Curiously, for Jews, the new day begins at dusk. Adolph Hitler thought us evil, dirty, a contaminant, and in need of extermination. The quicker the better. The world ought to belong to the light-skinned people, was his thinking, called "rational" and logical" and proven by "science" at the time.
I don't accept that these and hundreds of other phrases across languages have no relationship to RACE and RACISM. I have grown a tad recalcitrant on this matter not because it is so beneficial as a radical to be recalcitrant. My radicalism demands a greater regard for on-going self-interrogation and supports the personal-social-political imperative to repeatedly question fundamental beliefs and perspectives.
I am open to hearing compelling arguments that this is not so. What I've gotten thus far is more or less tautological or circular, or misuses white men's science, or Western Civilisation as it's grounding in Truth. To say I question whether white men's truth is Truth is an understatement. The arguments, at least as I hear them, never really successfully escape the european myths and history spelled out by Starhawk, and detailed by Marimba Ani in Yurugu: An African-Centered Critique of European Cultural Thought and Behavior, and, more recently, chronologically laid out in the less spiritual and philosophical and more strictly ethno-historical book, The History of White People, by Nell Painter.
This matter of symbology, language, imagery, and "light and dark" posed as a linear continuum from safe to scary, good to bad, holy to evil is rather central to my political work and spiritual understandings. And it is an on-going and sometimes contentious conversation among myself and some friends. I would argue it is something entirely different in the world of racist ideologies and white supremacist institutions. In societies permeated by white male supremacy, it is a symbology that, in action, spells degradation, subordination, slavery, and death for dark people and all those seen as psychologically-politically dark, such as women, whether light-skinned or dark-skinned. And socially speaking, since whiteness was invented, make no mistake about it: it helps to be lighter. Hence the number of women systematically making their hair blond and trying to make their brown eyes blue.
What follows is all cross posted. Click on title below to link back to Sociological Images blog.

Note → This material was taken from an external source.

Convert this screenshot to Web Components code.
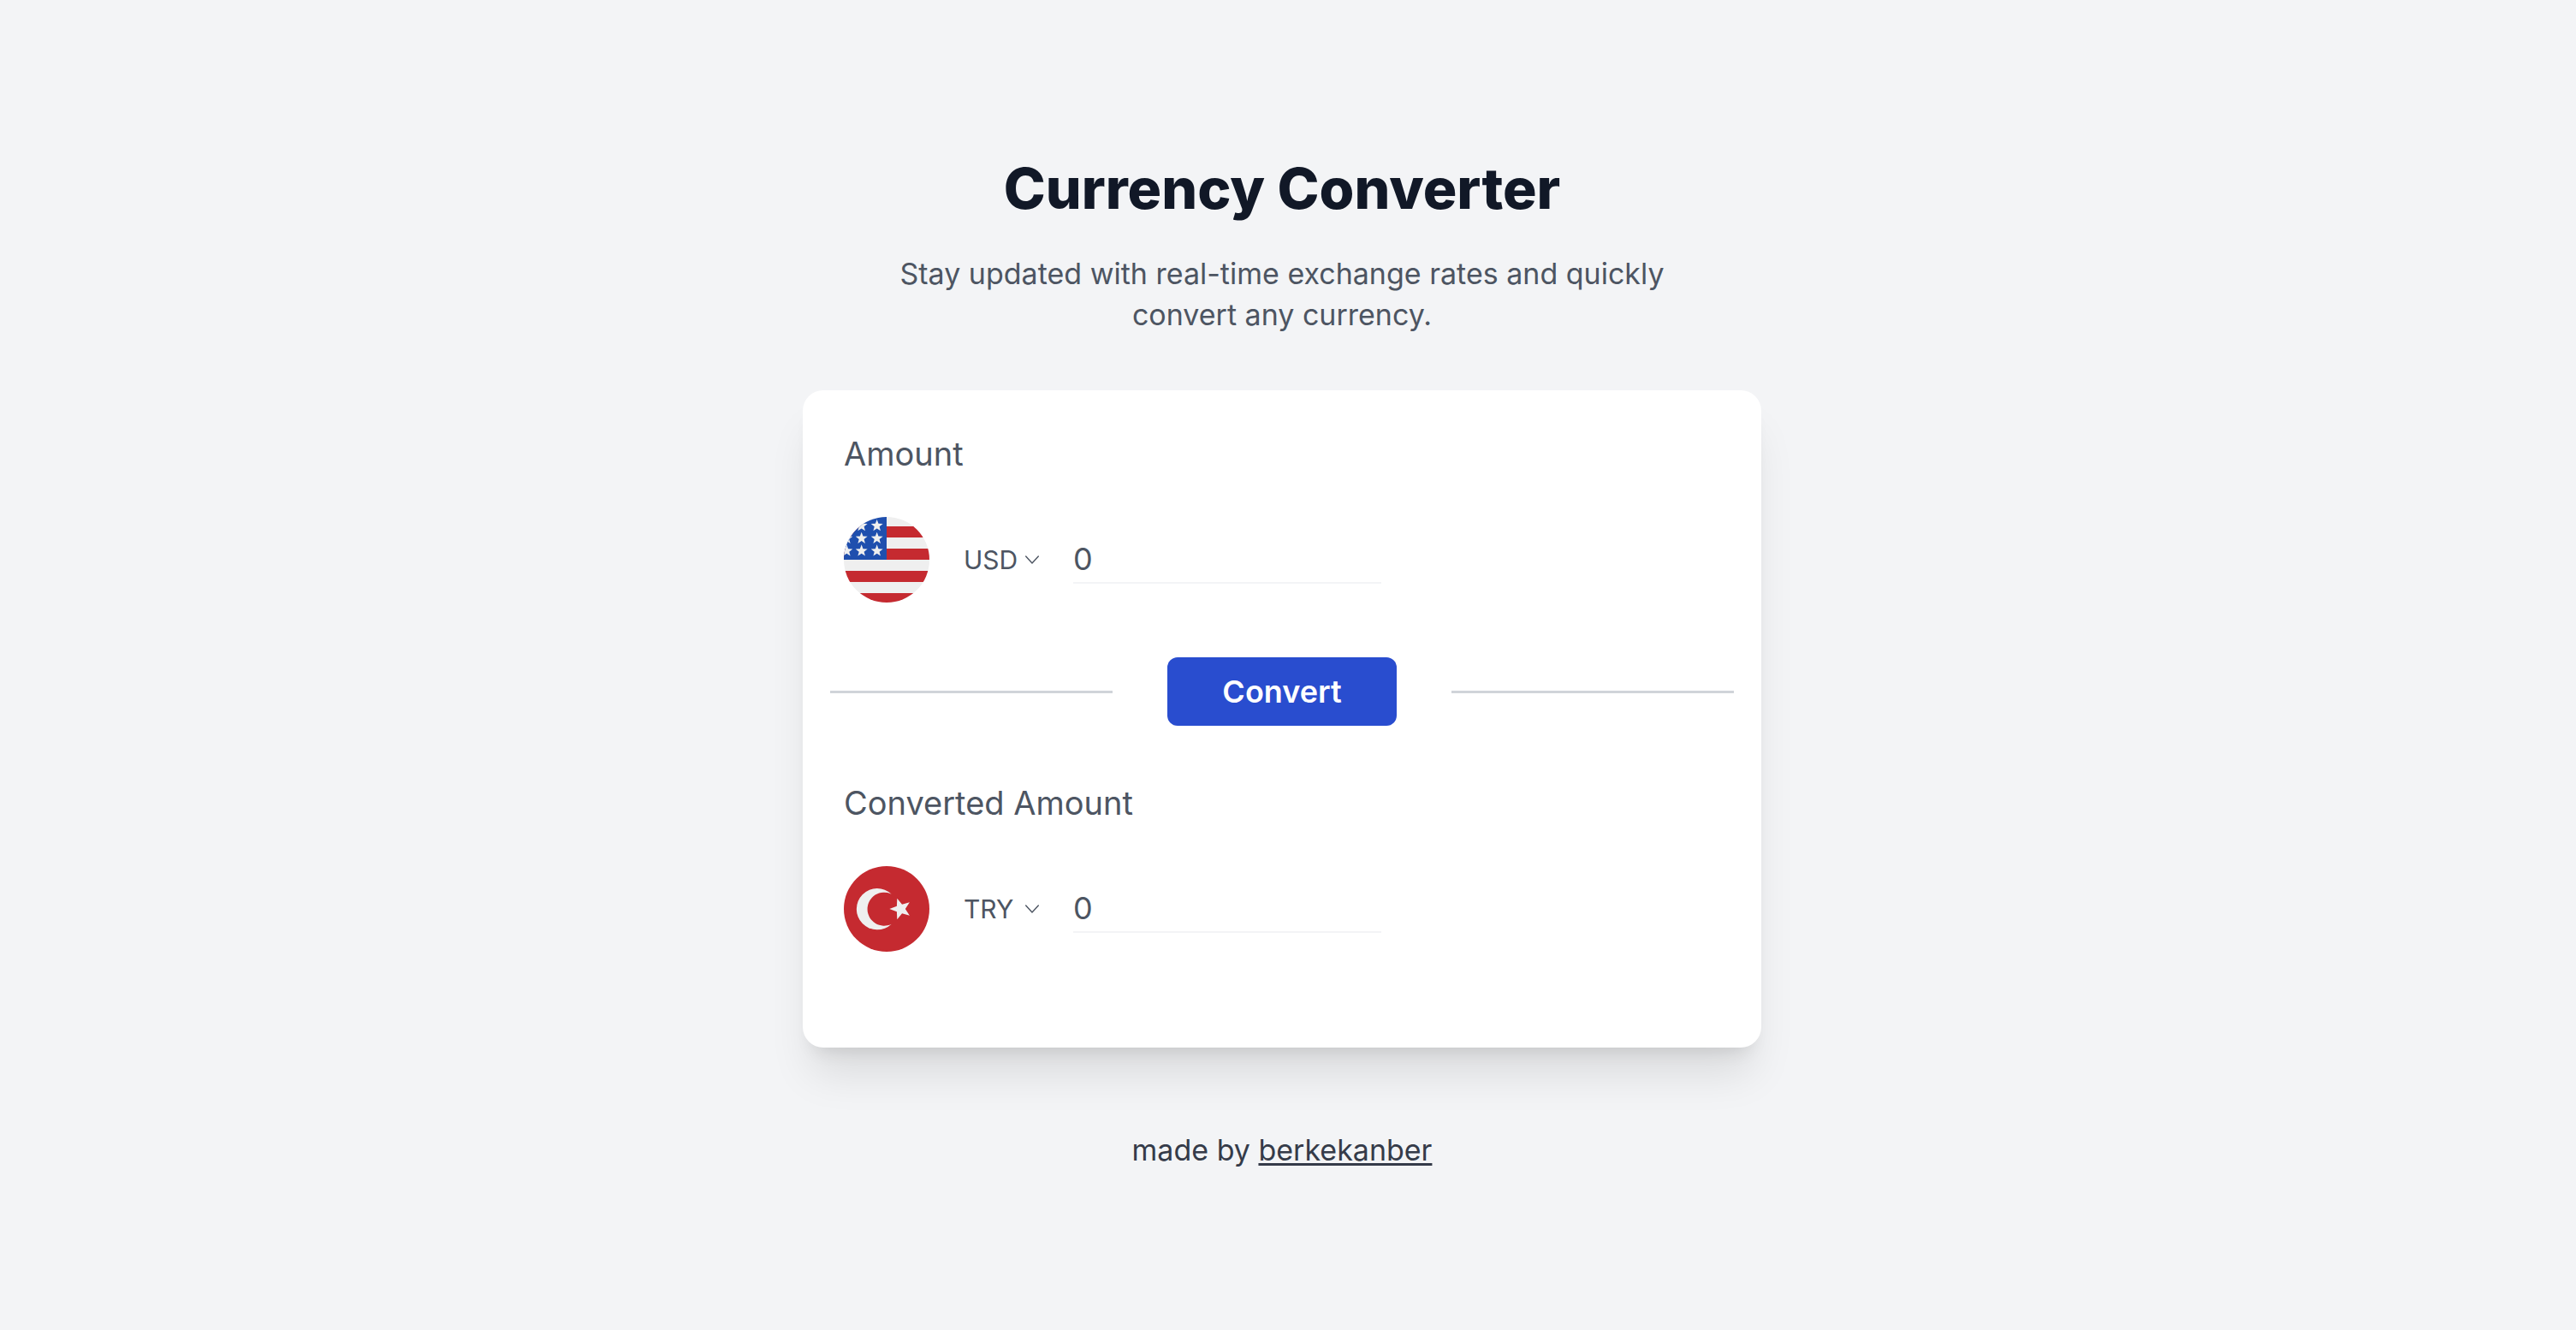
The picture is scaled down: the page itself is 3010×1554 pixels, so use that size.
<!DOCTYPE html>
<html lang="en">
<head>
<meta charset="utf-8">
<meta name="viewport" content="width=device-width, initial-scale=1">
<title>Currency Converter</title>
<style>
  html { background: #f3f4f6; }
  body { margin: 0; font-family: Inter, "Open Sans", sans-serif; color: #4d5562; }
</style>
</head>
<body>
<converter-page>
  <span slot="title">Currency Converter</span>
  <span slot="intro">Stay updated with real-time exchange rates and quickly convert any currency.</span>
  <converter-card>
    <currency-field slot="from" label="Amount" code="USD"></currency-field>
    <currency-field slot="to" label="Converted Amount" code="TRY"></currency-field>
  </converter-card>
  <made-by slot="footer" name="berkekanber">made by</made-by>
</converter-page>

<script>
class ConverterPage extends HTMLElement {
  connectedCallback() {
    this.attachShadow({ mode: 'open' }).innerHTML = `
      <style>
        :host { display: flex; justify-content: center; box-sizing: border-box; padding: 176px 14px 176px 0; }
        main { display: flex; flex-direction: column; width: 100%; max-width: 1120px; }
        header { display: flex; flex-direction: column; gap: 32px; text-align: center; margin-bottom: 64px; }
        h1 { margin: 0; font-size: 66px; line-height: 88px; font-weight: 800; color: #111827; }
        p { margin: 0 auto; max-width: 960px; font-size: 34px; line-height: 48px; }
        footer { margin-top: 96px; }
      </style>
      <main>
        <header>
          <h1><slot name="title"></slot></h1>
          <p><slot name="intro"></slot></p>
        </header>
        <slot></slot>
        <footer><slot name="footer"></slot></footer>
      </main>`;
  }
}

class ConverterCard extends HTMLElement {
  connectedCallback() {
    this.attachShadow({ mode: 'open' }).innerHTML = `
      <style>
        :host { display: block; }
        form { display: flex; flex-direction: column; gap: 48px; padding: 32px 32px 96px;
          background: #fff; border-radius: 24px;
          box-shadow: 0 40px 50px -10px rgba(0,0,0,.1), 0 16px 20px -12px rgba(0,0,0,.1); }
        .action { display: flex; align-items: center; gap: 64px; }
        hr { flex: 1; margin: 0; border: 0; height: 3px; background: #d0d4d9; }
        button { height: 80px; padding: 0 64px; border: 0; border-radius: 12px; background: #294dcf;
          color: #fff; font: 600 36px/56px Inter, "Open Sans", sans-serif; cursor: pointer; }
      </style>
      <form onsubmit="return false">
        <slot name="from"></slot>
        <div class="action"><hr><button type="submit">Convert</button><hr></div>
        <slot name="to"></slot>
      </form>`;
  }
}

class CurrencyField extends HTMLElement {
  connectedCallback() {
    const code = this.getAttribute('code');
    const options = ['USD', 'TRY'].map(c =>
      `<option${c === code ? ' selected' : ''}>${c}</option>`).join('');
    this.attachShadow({ mode: 'open' }).innerHTML = `
      <style>
        :host { display: flex; flex-direction: column; gap: 48px; padding: 16px; }
        label { font-size: 38px; line-height: 52px; }
        .row { display: flex; align-items: center; gap: 40px; }
        .pick { display: grid; align-items: center; width: 88px; }
        .pick > * { grid-area: 1 / 1; }
        select { appearance: none; width: 100%; margin: 0; padding: 0; border: 0; background: none;
          font: 400 30px/48px Inter, "Open Sans", sans-serif; color: inherit; cursor: pointer; }
        svg { justify-self: end; width: 16px; height: 16px; pointer-events: none; }
        input { width: 360px; min-width: 0; height: 56px; box-sizing: border-box; padding: 0;
          border: 0; border-bottom: 2px solid #f3f4f6; border-radius: 0; background: none; outline: 0;
          font: 400 36px/54px Inter, "Open Sans", sans-serif; color: inherit; }
      </style>
      <label for="amount">${this.getAttribute('label')}</label>
      <div class="row">
        <flag-icon code="${code}"></flag-icon>
        <div class="pick">
          <select aria-label="Currency">${options}</select>
          <svg viewBox="0 0 16 16" fill="none" stroke="currentColor" stroke-width="1.4" stroke-linecap="round" stroke-linejoin="round"><path d="M.7 4 8 12l7.3-8"/></svg>
        </div>
        <input id="amount" type="text" inputmode="decimal" value="0">
      </div>`;
  }
}

class FlagIcon extends HTMLElement {
  static star(cx, cy, r, turn) {
    const points = [];
    for (let i = 0; i < 10; i++) {
      const a = turn + i * Math.PI / 5, d = i % 2 ? r * .42 : r;
      points.push((cx + d * Math.sin(a)).toFixed(1) + ',' + (cy - d * Math.cos(a)).toFixed(1));
    }
    return `<polygon fill="#efefef" points="${points.join(' ')}"/>`;
  }
  static usd() {
    const stripes = [33, 111, 189, 267].map(y => `<path fill="#c52a30" d="M0 ${y}h300v39H0z"/>`).join('');
    const stars = [31, 75, 119].flatMap(y => [10, 62, 116].map(x => FlagIcon.star(x, y, 22, 0))).join('');
    return `<path fill="#efefef" d="M0 0h300v300H0z"/>${stripes}<path fill="#1f4fae" d="M0 0h150v150H0z"/>${stars}`;
  }
  static try() {
    return `<path fill="#c52a30" d="M0 0h300v300H0z"/>
      <path fill="#efefef" d="M167 98A72.5 72.5 0 1 0 167 203A58.5 58.5 0 1 1 167 98z"/>
      ${FlagIcon.star(199, 150, 39, -Math.PI / 2)}`;
  }
  connectedCallback() {
    const art = this.getAttribute('code') === 'USD' ? FlagIcon.usd() : FlagIcon.try();
    this.attachShadow({ mode: 'open' }).innerHTML = `
      <style>
        :host { display: block; flex: none; width: 100px; height: 100px; border-radius: 50%; overflow: hidden; }
        svg { display: block; width: 100%; height: 100%; }
      </style>
      <svg viewBox="0 0 300 300" aria-hidden="true">${art}</svg>`;
  }
}

class MadeBy extends HTMLElement {
  connectedCallback() {
    const name = this.getAttribute('name');
    this.attachShadow({ mode: 'open' }).innerHTML = `
      <style>
        :host { display: block; text-align: center; font-size: 34px; line-height: 48px; color: #353b49; }
        a { color: inherit; text-decoration: underline; text-decoration-thickness: 3px;
          text-underline-offset: 3px; text-decoration-skip-ink: none; }
      </style>
      <slot></slot> <a href="#${name}">${name}</a>`;
  }
}

customElements.define('flag-icon', FlagIcon);
customElements.define('currency-field', CurrencyField);
customElements.define('converter-card', ConverterCard);
customElements.define('made-by', MadeBy);
customElements.define('converter-page', ConverterPage);
</script>
</body>
</html>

Not Thinking About Race: Accidentally Illustrating Evil with Skin Color
by lisa, 13 hours ago at 10:58 amLast week NPR reported on a scale developed by a forensic psychologist, Michael Stone, on which murderers could be placed according to how evil they are (from slightly evil to really, really really evil). To illustrate the scale, NPR developed this graphic:
Let’s say, for the sake of argument, that the artists designing this graphic did not purposefully associate darker skin-like colors with more evil and lighter skin-like colors with less evil. I think this is a fair assumption, though I don’t know for sure that this is true. But let’s give them the benefit of the doubt.
If they didn’t do this on purpose, then race never consciously entered their minds. Once you notice that the colors are skin-like colors, and if you are a member of a society that discriminates against darker-skinned people, you immediately see that this graphic reproduces those stereotypes… AND YOU CHANGE THE COLORS. Any color, going from light to dark, will illustrate intensity. How about red? In Western societies, red is associated with anger. If you insist on using black because black signifies evil in our culture, how about using a true black (that is very rarely if ever seen on people) and a gray scale? How about any color other than brown?

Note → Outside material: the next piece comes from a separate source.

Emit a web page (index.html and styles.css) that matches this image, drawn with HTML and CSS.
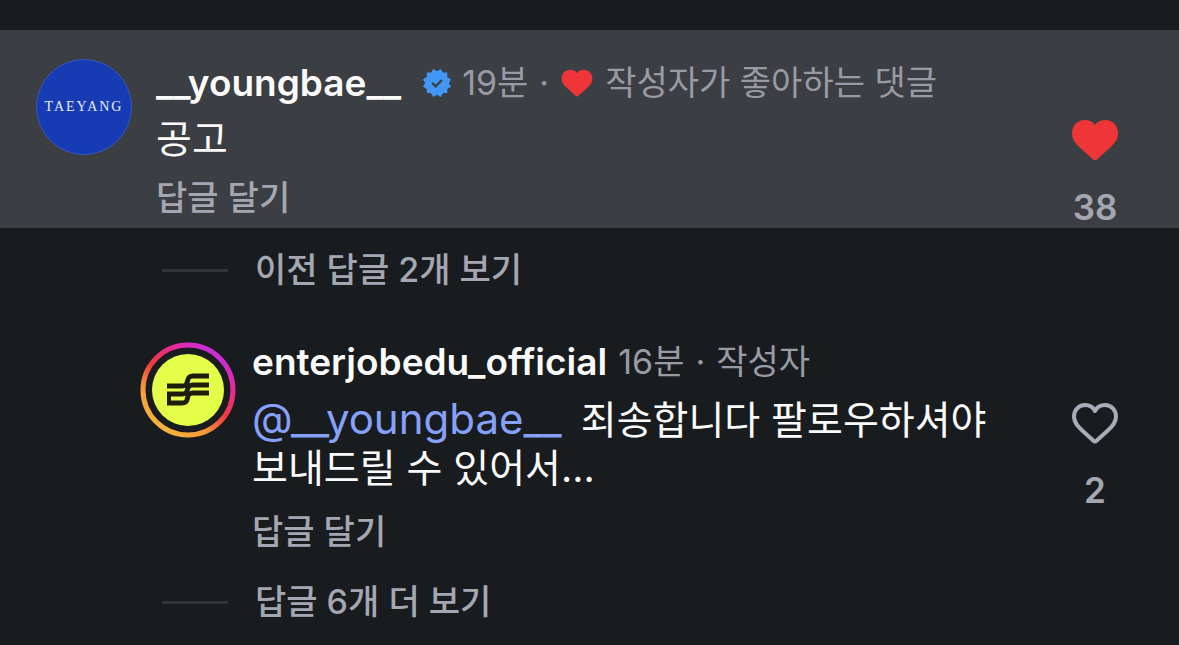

I think this is likely a case in which the producers of the image did not think. And not thinking is one of the most insidious ways that racism and other bigotries get reproduced. People who don’t think about race are the most likely to endorse racial stereotypes. When people who think about race are distracted — with another task, or loud music, or some other intervening stimulus — they are more likely to think stereotypically than when they are not distracted. We can’t be colorblind. Our unconscious is steeped in racial meanings. Consciously fighting those associations is the only way to be less racist.
Not thinking about race is a cousin to thinking racist thoughts. Only thinking hard about race helps alleviate racism. And this graphic is an excellent example of why.
UPDATE: Some readers say that the colors, on their computer, look yellow, orange, and red; others see the skin colors that I see. So there may be significant variation in how these colors appear on different monitors… which is a whole other interesting problem for people who produce web content!
[10 Dec. 2010 ECD addendum: A woman wrote to me noting that some terms that include "black" as negative precede the use of the term "Black" to mean "of African descent" or, in some cases, a U.S. historically specific term replacing "Negro" or used around the same time as the term "Afro-American". In the last thirty years or so, Black has been the preferred term among many African Americans, and the point of this piece isn't that all terms like "black sheep", "black mood" or whatever are intentionally designed or created to be racist (white supremacist); the point is that if they continue to be used in a context of white supremacy, they become part of white supremacy; they become part of how racism is fused to language in the present. For once a society comes to identify a population of human beings as Black or once an oppressed population puts forth the term, Black, to mean "African American" of someone or group from sub-Saharan Africa, we cannot pretend that those other seemingly apolitical, non-racial terms have no political meaning. And, as Starhawk and other herstorians and historians have noted, many terms using "blackness" to mean something negative, bad, or dangerous, did so quite intentionally to promote anti-Black racism and genocide against darker-skinned peoples. But, I'll add that I know people of color, non-white people, who use some of those terms without meaning them to be racist. And it is for any person of color or dark-skinner person to decide how and whether to use any terms they speak or write. I'm putting forth a viewpoint that says that under white supremacy, anything that is "black" or is termed "black" will be degraded and stigmatised as something to be feared or destroyed. And my evidence is what is happening to darker-skinned peoples the world over, at the hands and industries of whites.]